Sixteen Oceans does not feel catastrophic — it feels serene and meditative. Gone is the static and the glitchy, unexpected samples that characterized Four Tet’s early output. Only its lead single “Baby” — featuring vocal samples from electropop superstar Ellie Goulding — recalls the club-ready bangers of his house-indebted albums: 2010’s There Is Love In You, 2012’s Pink, and 2013’s Beautiful Rewind. Even then, there’s a full minute-long pause in the middle of the track featuring little more than trickling water, crashing waves, and again, birds. When Goulding’s voice returns and the beat drops back in to finish out the track, the focus has irrevocably shifted toward those languid, contemplative tones previously residing in the background. Sixteen Oceans is more akin to Hebden’s 2017 album New Energy, in that it finds breathing space in moments with little-to-no tempo, interstitial ambient pieces, and bouts of warm sentimentality — compare, for instance, New Energy track “Daughter” and Oceans closer “Mama Teaches Sanskrit” — but this newest LP is magnitudes more pristine, a steady tide coming in to smooth sand into glass.
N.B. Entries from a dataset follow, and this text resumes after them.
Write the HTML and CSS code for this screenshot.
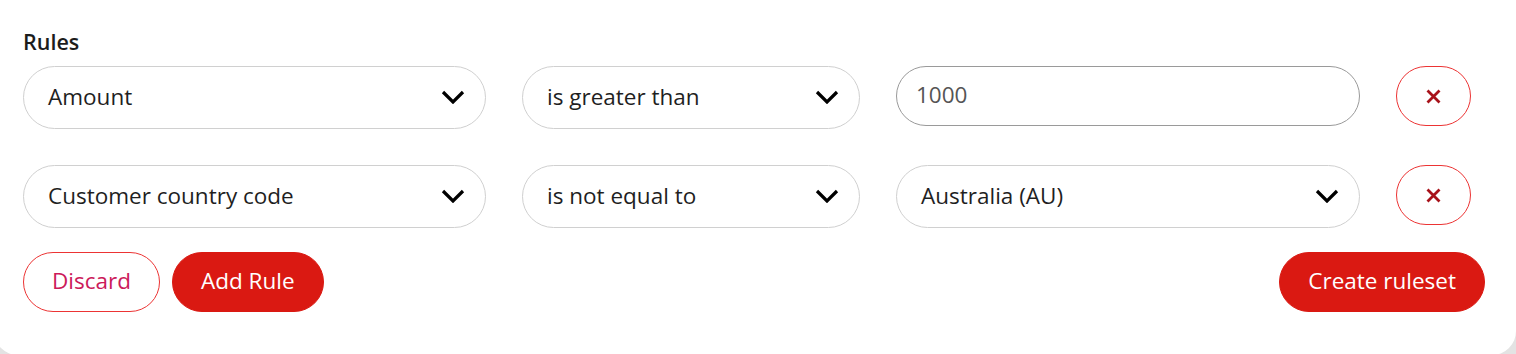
FILE: index.html
```html
<!DOCTYPE html>
<html lang="en">
<head>
<meta charset="utf-8">
<title>Rules</title>
<link rel="stylesheet" href="styles.css">
</head>
<body>
<div class="card">
  <div class="label">Rules</div>
  <div class="rules">
    <div class="rule">
      <div class="select"><span>Amount</span><svg class="chev" viewBox="0 0 24 14" width="24" height="14"><polyline points="2,2 12,12 22,2"/></svg></div>
      <div class="select"><span>is greater than</span><svg class="chev" viewBox="0 0 24 14" width="24" height="14"><polyline points="2,2 12,12 22,2"/></svg></div>
      <div class="input">1000</div>
      <button class="remove" type="button" aria-label="Remove rule"><svg viewBox="0 0 15 15" width="15" height="15"><path d="M1.5 1.5 L13.5 13.5 M13.5 1.5 L1.5 13.5"/></svg></button>
    </div>
    <div class="rule">
      <div class="select"><span>Customer country code</span><svg class="chev" viewBox="0 0 24 14" width="24" height="14"><polyline points="2,2 12,12 22,2"/></svg></div>
      <div class="select"><span>is not equal to</span><svg class="chev" viewBox="0 0 24 14" width="24" height="14"><polyline points="2,2 12,12 22,2"/></svg></div>
      <div class="select"><span>Australia (AU)</span><svg class="chev" viewBox="0 0 24 14" width="24" height="14"><polyline points="2,2 12,12 22,2"/></svg></div>
      <button class="remove" type="button" aria-label="Remove rule"><svg viewBox="0 0 15 15" width="15" height="15"><path d="M1.5 1.5 L13.5 13.5 M13.5 1.5 L1.5 13.5"/></svg></button>
    </div>
  </div>
  <div class="actions">
    <button class="btn btn-outline" type="button">Discard</button>
    <button class="btn btn-primary" type="button">Add Rule</button>
    <button class="btn btn-primary push" type="button">Create ruleset</button>
  </div>
</div>
</body>
</html>
```
FILE: styles.css
```css
html, body {
  margin: 0;
  padding: 0;
}
body {
  background: #e3e3e3;
  font-family: "Open Sans", "Noto Sans", sans-serif;
  overflow: hidden;
  height: 354px;
}
.card {
  margin-left: -6px;
  width: 1522px;
  height: 355px;
  box-sizing: border-box;
  background: #ffffff;
  border-radius: 0 0 24px 24px;
  padding: 27px 31px 0 29px;
}
.label {
  font-size: 21.5px;
  font-weight: 600;
  line-height: 30px;
  color: #1c1c1c;
  margin-bottom: 9px;
}
.rules {
  display: flex;
  flex-direction: column;
  gap: 36px;
}
.rule {
  display: grid;
  grid-template-columns: 463px 338px 464px 75px;
  column-gap: 36px;
  align-items: start;
}
.select {
  height: 63px;
  box-sizing: border-box;
  border: 1px solid #d0d0d0;
  border-radius: 32px;
  display: flex;
  align-items: center;
  justify-content: space-between;
  padding: 0 20px 2px 24px;
  font-size: 22.5px;
  line-height: 30px;
  color: #1f1f1f;
}
.chev {
  display: block;
  fill: none;
  stroke: #000;
  stroke-width: 3.2;
  margin-top: 1px;
}
.input {
  height: 60px;
  box-sizing: border-box;
  border: 1px solid #9a9a9a;
  border-radius: 30px;
  display: flex;
  align-items: center;
  padding: 0 19px 2px;
  font-size: 22.5px;
  line-height: 30px;
  color: #555555;
}
.remove {
  height: 60px;
  box-sizing: border-box;
  border: 1px solid #ec3434;
  border-radius: 30px;
  background: #fff;
  display: flex;
  align-items: center;
  justify-content: center;
  padding: 0;
  cursor: pointer;
}
.remove svg {
  display: block;
  fill: none;
  stroke: #a8121a;
  stroke-width: 2.8;
}
.actions {
  margin-top: 24px;
  display: flex;
  gap: 12px;
}
.btn {
  height: 60px;
  box-sizing: border-box;
  border-radius: 30px;
  padding: 0 28px 2px;
  font-family: "Open Sans", "Noto Sans", sans-serif;
  font-size: 22.5px;
  line-height: 30px;
  cursor: pointer;
}
.btn-outline {
  background: #fff;
  border: 1px solid #ec3434;
  color: #cc1a5a;
}
.btn-primary {
  background: #da1912;
  border: 1px solid #da1912;
  color: #ffffff;
}
.push {
  margin-left: auto;
}
```
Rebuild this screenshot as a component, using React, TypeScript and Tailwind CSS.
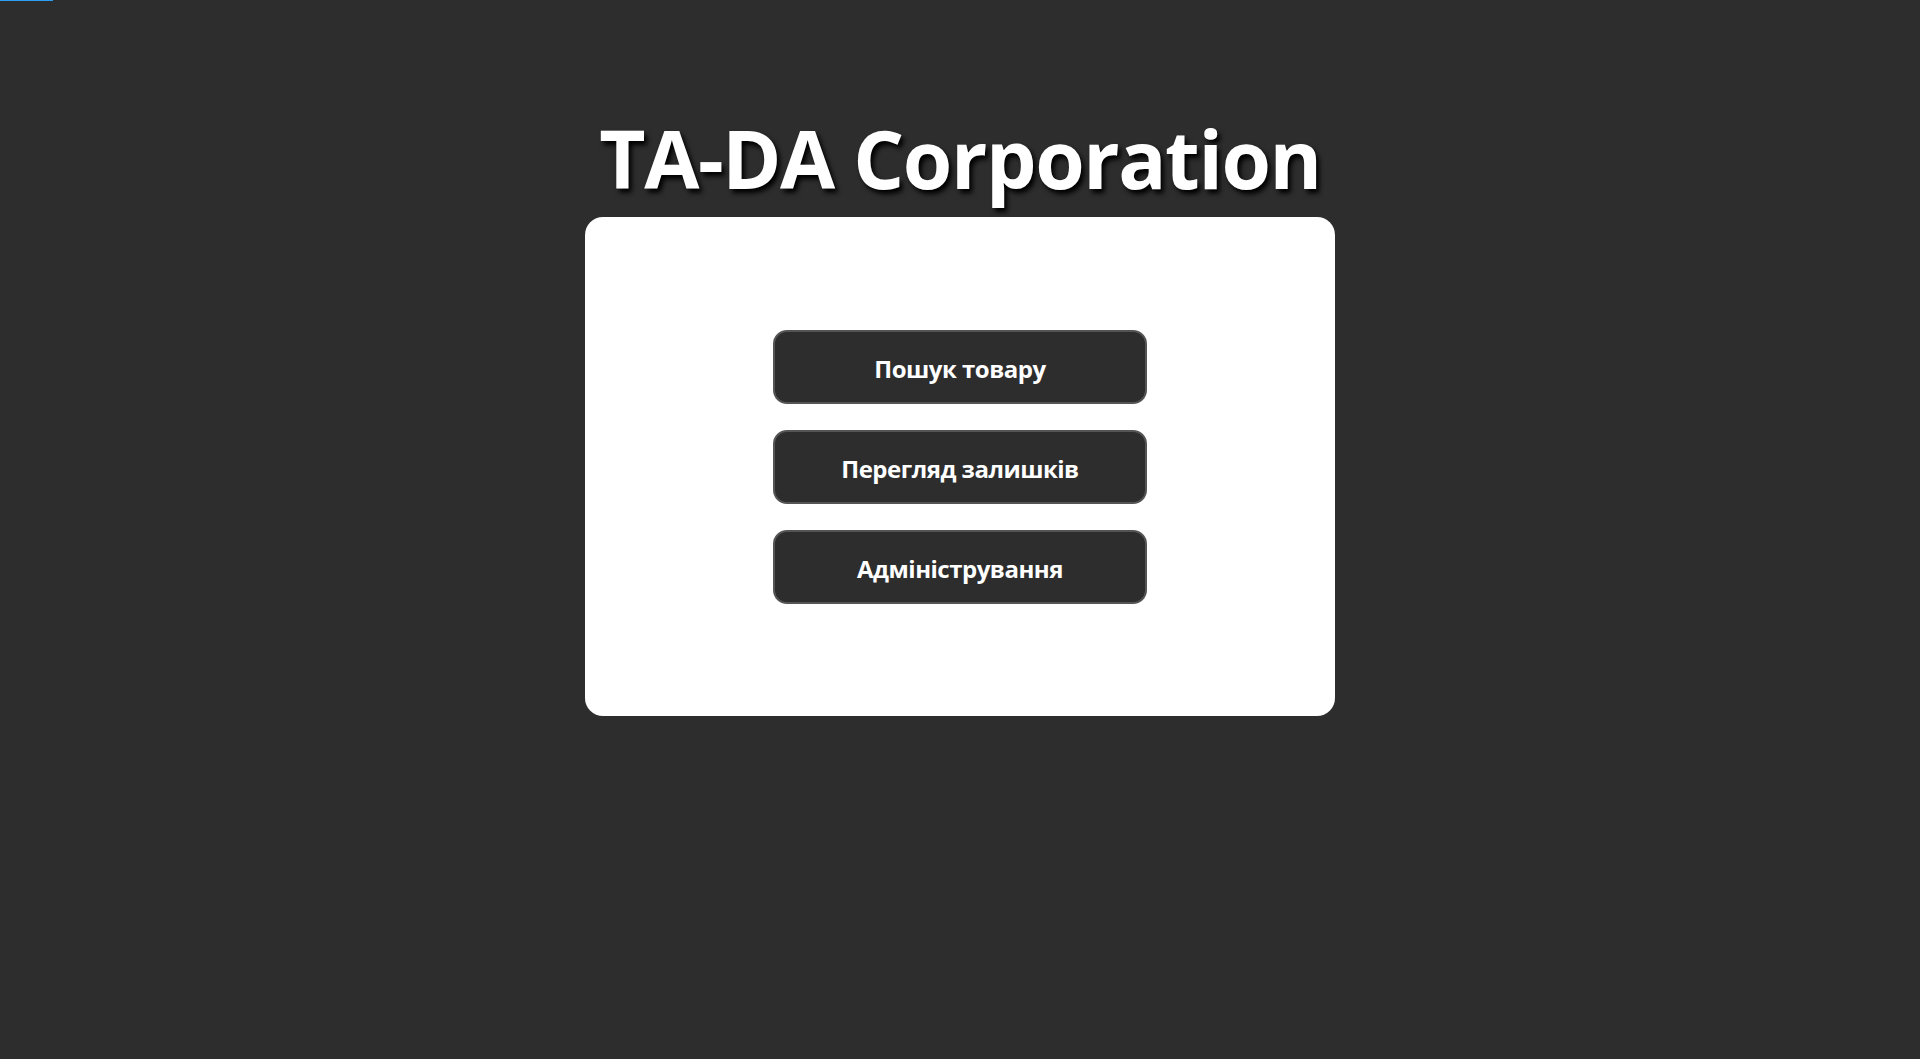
export default function App() {
  const items = ["Пошук товару", "Перегляд залишків", "Адміністрування"];
  return (
    <div
      className="relative min-h-[1059px] w-full bg-[#2d2d2d] flex flex-col items-center"
      style={{ fontFamily: '"Open Sans", "Noto Sans", sans-serif' }}
    >
      <div className="absolute left-0 top-0 h-[1px] w-[53px] bg-[#2a9df4]" />
      <h1 className="mt-[108px] text-[80px] leading-[100px] font-bold text-white tracking-[-1.4px] [text-shadow:3px_4px_5px_#000]">
        TA-DA Corporation
      </h1>
      <div className="mt-[9px] w-[750px] h-[499px] bg-white rounded-[18px] flex flex-col items-center justify-center gap-[26px]">
        {items.map((t) => (
          <button
            key={t}
            className="w-[374px] h-[74px] pt-[4px] rounded-[14px] bg-[#2d2d2d] border-2 border-[#555] text-white font-bold text-[24px] tracking-[-0.5px]"
          >
            {t}
          </button>
        ))}
      </div>
    </div>
  );
}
Even without those rough edges, there are a great batch of playful, stand-out tracks for Four Tet loyalists longing for some Domino-era feels. “Teenage Birdsong,” “Romantics,” “Love Salad,” and “Insect Near Piha Beach” make up a four-song stretch that could’ve easily composed a lost EP from that period, yet feel very much in line with Hebden’s current approach. “Teenage Birdsong” leans heavily on its jaunty flute melody, its beats darker and less sprawling, some intricate harpsichord breaks providing tethers to the airy woodwind. The low-key swoon of “Romantics” has the same breathless sensuality as Rounds cut “My Angel Rocks Back And Forth,” while “Love Salad” puts a mellower spin on the deliberate builds of other long-playing classics from Hebden’s back catalog, like “Love Cry” or “sun drums and soil.” Instead of careening into noise collage, “Love Salad” burbles just under boiling point, giving way to the churning but distant-sounding house of “Insect,” its spindly raga eventually taking over. This is Hebden’s bread and butter: electronic music that both indulges and confuses the senses of the listener with instrumentation you don’t normally hear in EDM.
Right now, the world feels like it’s dangling at the precipice of chaos, but Sixteen Oceans calmly presents 16 uncorrupted biomes, gorgeous little time capsules laced delicately with nostalgia. It might not exemplify Four Tet’s most iconic work, but the album often feels like a comment on all that rather than something totally apart from it. One gets the sense that Hebden found some comfort in the making of this record, a moment of gratitude for his incredibly prolific and ever-evolving career. And now that it’s here, you should take advantage of that feeling, too.
Sixteen Oceans is out now via Text Records.